Leave out the pictures and reproduce all of the data exactly.

'''

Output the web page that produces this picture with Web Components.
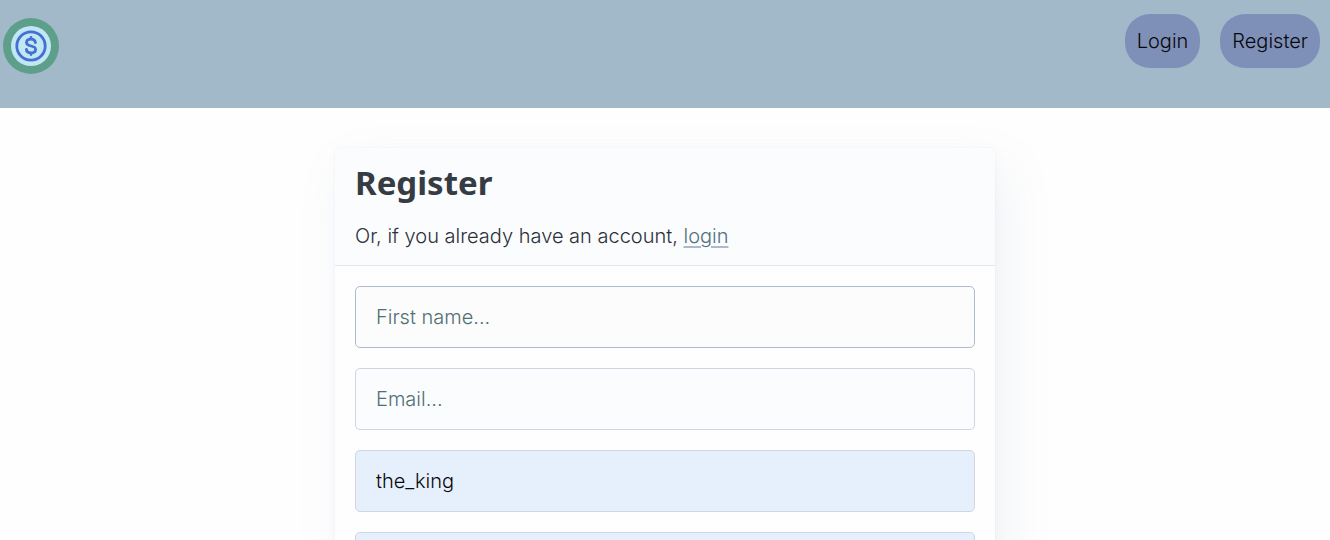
<!DOCTYPE html>
<html lang="en">
<head>
<meta charset="utf-8">
<meta name="viewport" content="width=device-width, initial-scale=1">
<title>Register</title>
<style>
html, body { margin: 0; height: 100%; }
body { background: #fefefe; color: #2c3038; font: 300 20px/30px Inter, "Liberation Sans", sans-serif; overflow: hidden; }
</style>
</head>
<body>
<app-shell>
  <site-header slot="header">
    <coin-logo slot="brand"></coin-logo>
    <nav-pill href="#login">Login</nav-pill>
    <nav-pill href="#register">Register</nav-pill>
  </site-header>
  <form-card heading="Register">
    <span slot="intro">Or, if you already have an account, <text-link href="#login">login</text-link></span>
    <text-field class="active" label="First name" name="name" placeholder="First name..."></text-field>
    <text-field label="Email" name="email" type="email" placeholder="Email..."></text-field>
    <text-field class="filled" label="Username" name="username" value="the_king"></text-field>
    <text-field class="filled" label="Password" name="password" type="password"></text-field>
  </form-card>
</app-shell>

<script>
function define(name, html, setup) {
  const template = document.createElement('template');
  template.innerHTML = html;
  customElements.define(name, class extends HTMLElement {
    constructor() {
      super();
      this.attachShadow({ mode: 'open' }).append(template.content.cloneNode(true));
    }
    connectedCallback() {
      if (setup) setup(this, this.shadowRoot);
    }
  });
}

define('app-shell', `
<style>
:host { display: flex; flex-direction: column; height: 100%; overflow-y: auto; scrollbar-width: none; }
main { padding: 40px 20px; }
</style>
<slot name="header"></slot>
<main><slot></slot></main>`);

define('site-header', `
<style>
:host { display: block; background: #a2b9c9; }
header { display: flex; justify-content: space-between; align-items: flex-start; padding: 14px 10px 40px 3px; }
.brand { padding-top: 4px; height: 50px; }
nav { display: flex; gap: 20px; }
</style>
<header><div class="brand"><slot name="brand"></slot></div><nav aria-label="Main"><slot></slot></nav></header>`);

define('coin-logo', `
<style>
:host { display: block; width: 56px; height: 56px; }
svg { display: block; }
</style>
<svg width="56" height="56" viewBox="0 0 56 56" role="img" aria-label="Home">
  <circle cx="28" cy="28" r="28" fill="#5e9f8b"/>
  <circle cx="28" cy="28" r="20" fill="#c1e6f4"/>
  <g fill="none" stroke="#456fd1" stroke-linecap="round" stroke-linejoin="round">
    <circle cx="28" cy="28" r="14.2" stroke-width="2.8"/>
    <path stroke-width="2.8" d="M32.4 24.6C32.2 22.3 30.4 21.2 28 21.2C25.3 21.2 23.5 22.5 23.5 24.6C23.5 26.9 25.6 27.5 28 28C30.6 28.5 32.6 29.2 32.6 31.4C32.6 33.6 30.8 34.8 28 34.8C25.2 34.8 23.5 33.6 23.4 31.4M28 19.4V21M28 35V36.6"/>
  </g>
</svg>`);

define('nav-pill', `
<style>
:host { display: block; }
a { display: block; padding: 12px; border-radius: 25px; background: #7f90b8; color: #08080c; text-decoration: none; }
</style>
<a><slot></slot></a>`, (el, root) => { root.querySelector('a').href = el.getAttribute('href'); });

define('text-link', `
<style>
:host { display: inline; }
a { color: #527080; text-decoration: underline; text-decoration-color: #afb8cb; text-decoration-thickness: 2px; text-underline-offset: 3px; }
</style>
<a><slot></slot></a>`, (el, root) => { root.querySelector('a').href = el.getAttribute('href'); });

define('form-card', `
<style>
:host { display: block; max-width: 660px; margin: 0 auto; }
article { border-radius: 5px; background: #fefefe; box-shadow: 10px 20px 50px rgba(129,145,181,.10), 1px 2px 10px rgba(129,145,181,.06), 0 0 0 1px rgba(129,145,181,.03); }
header { padding: 15px 20px 14px; border-bottom: 1px solid #e3e6ef; border-radius: 5px 5px 0 0; background: #fbfcfe; }
h1 { margin: 0 0 18px; font: 700 33px/40px "Noto Sans", "Open Sans", sans-serif; color: #373c44; }
p { margin: 0; }
form { display: grid; gap: 20px; padding: 20px; }
</style>
<article>
  <header><h1></h1><p><slot name="intro"></slot></p></header>
  <form><slot></slot></form>
</article>`, (el, root) => { root.querySelector('h1').textContent = el.getAttribute('heading'); });

define('text-field', `
<style>
:host { display: block; --edge: #cfd5e2; --fill: #fbfcfe; }
:host(.active) { --edge: #aebbcd; --fill: #fcfcfc; }
:host(.filled) { --fill: #e6f0fd; }
label { display: block; }
input { display: block; box-sizing: border-box; width: 100%; margin: 0; padding: 15px 20px; border: 1px solid var(--edge); border-radius: 5px; background: var(--fill); color: #08080c; font: inherit; height: 62px; outline: none; }
input:focus { border-color: #8191b5; }
input::placeholder { color: #507074; opacity: 1; }
</style>
<label><input></label>`, (el, root) => {
  const input = root.querySelector('input');
  for (const key of ['name', 'type', 'placeholder', 'value']) {
    if (el.hasAttribute(key)) input.setAttribute(key, el.getAttribute(key));
  }
  input.setAttribute('aria-label', el.getAttribute('label'));
});
</script>
</body>
</html>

'''

Finished exercise:
Output the web page that produces this picture with Web Components.
<!DOCTYPE html>
<html lang="en">
<head>
<meta charset="utf-8">
<meta name="viewport" content="width=device-width, initial-scale=1">
<title>Register</title>
<style>
html, body { margin: 0; height: 100%; }
body { background: #fefefe; color: #2c3038; font: 300 20px/30px Inter, "Liberation Sans", sans-serif; overflow: hidden; }
</style>
</head>
<body>
<app-shell>
  <site-header slot="header">
    <coin-logo slot="brand"></coin-logo>
    <nav-pill href="#login">Login</nav-pill>
    <nav-pill href="#register">Register</nav-pill>
  </site-header>
  <form-card heading="Register">
    <span slot="intro">Or, if you already have an account, <text-link href="#login">login</text-link></span>
    <text-field class="active" label="First name" name="name" placeholder="First name..."></text-field>
    <text-field label="Email" name="email" type="email" placeholder="Email..."></text-field>
    <text-field class="filled" label="Username" name="username" value="the_king"></text-field>
    <text-field class="filled" label="Password" name="password" type="password"></text-field>
  </form-card>
</app-shell>

<script>
function define(name, html, setup) {
  const template = document.createElement('template');
  template.innerHTML = html;
  customElements.define(name, class extends HTMLElement {
    constructor() {
      super();
      this.attachShadow({ mode: 'open' }).append(template.content.cloneNode(true));
    }
    connectedCallback() {
      if (setup) setup(this, this.shadowRoot);
    }
  });
}

define('app-shell', `
<style>
:host { display: flex; flex-direction: column; height: 100%; overflow-y: auto; scrollbar-width: none; }
main { padding: 40px 20px; }
</style>
<slot name="header"></slot>
<main><slot></slot></main>`);

define('site-header', `
<style>
:host { display: block; background: #a2b9c9; }
header { display: flex; justify-content: space-between; align-items: flex-start; padding: 14px 10px 40px 3px; }
.brand { padding-top: 4px; height: 50px; }
nav { display: flex; gap: 20px; }
</style>
<header><div class="brand"><slot name="brand"></slot></div><nav aria-label="Main"><slot></slot></nav></header>`);

define('coin-logo', `
<style>
:host { display: block; width: 56px; height: 56px; }
svg { display: block; }
</style>
<svg width="56" height="56" viewBox="0 0 56 56" role="img" aria-label="Home">
  <circle cx="28" cy="28" r="28" fill="#5e9f8b"/>
  <circle cx="28" cy="28" r="20" fill="#c1e6f4"/>
  <g fill="none" stroke="#456fd1" stroke-linecap="round" stroke-linejoin="round">
    <circle cx="28" cy="28" r="14.2" stroke-width="2.8"/>
    <path stroke-width="2.8" d="M32.4 24.6C32.2 22.3 30.4 21.2 28 21.2C25.3 21.2 23.5 22.5 23.5 24.6C23.5 26.9 25.6 27.5 28 28C30.6 28.5 32.6 29.2 32.6 31.4C32.6 33.6 30.8 34.8 28 34.8C25.2 34.8 23.5 33.6 23.4 31.4M28 19.4V21M28 35V36.6"/>
  </g>
</svg>`);

define('nav-pill', `
<style>
:host { display: block; }
a { display: block; padding: 12px; border-radius: 25px; background: #7f90b8; color: #08080c; text-decoration: none; }
</style>
<a><slot></slot></a>`, (el, root) => { root.querySelector('a').href = el.getAttribute('href'); });

define('text-link', `
<style>
:host { display: inline; }
a { color: #527080; text-decoration: underline; text-decoration-color: #afb8cb; text-decoration-thickness: 2px; text-underline-offset: 3px; }
</style>
<a><slot></slot></a>`, (el, root) => { root.querySelector('a').href = el.getAttribute('href'); });

define('form-card', `
<style>
:host { display: block; max-width: 660px; margin: 0 auto; }
article { border-radius: 5px; background: #fefefe; box-shadow: 10px 20px 50px rgba(129,145,181,.10), 1px 2px 10px rgba(129,145,181,.06), 0 0 0 1px rgba(129,145,181,.03); }
header { padding: 15px 20px 14px; border-bottom: 1px solid #e3e6ef; border-radius: 5px 5px 0 0; background: #fbfcfe; }
h1 { margin: 0 0 18px; font: 700 33px/40px "Noto Sans", "Open Sans", sans-serif; color: #373c44; }
p { margin: 0; }
form { display: grid; gap: 20px; padding: 20px; }
</style>
<article>
  <header><h1></h1><p><slot name="intro"></slot></p></header>
  <form><slot></slot></form>
</article>`, (el, root) => { root.querySelector('h1').textContent = el.getAttribute('heading'); });

define('text-field', `
<style>
:host { display: block; --edge: #cfd5e2; --fill: #fbfcfe; }
:host(.active) { --edge: #aebbcd; --fill: #fcfcfc; }
:host(.filled) { --fill: #e6f0fd; }
label { display: block; }
input { display: block; box-sizing: border-box; width: 100%; margin: 0; padding: 15px 20px; border: 1px solid var(--edge); border-radius: 5px; background: var(--fill); color: #08080c; font: inherit; height: 62px; outline: none; }
input:focus { border-color: #8191b5; }
input::placeholder { color: #507074; opacity: 1; }
</style>
<label><input></label>`, (el, root) => {
  const input = root.querySelector('input');
  for (const key of ['name', 'type', 'placeholder', 'value']) {
    if (el.hasAttribute(key)) input.setAttribute(key, el.getAttribute(key));
  }
  input.setAttribute('aria-label', el.getAttribute('label'));
});
</script>
</body>
</html>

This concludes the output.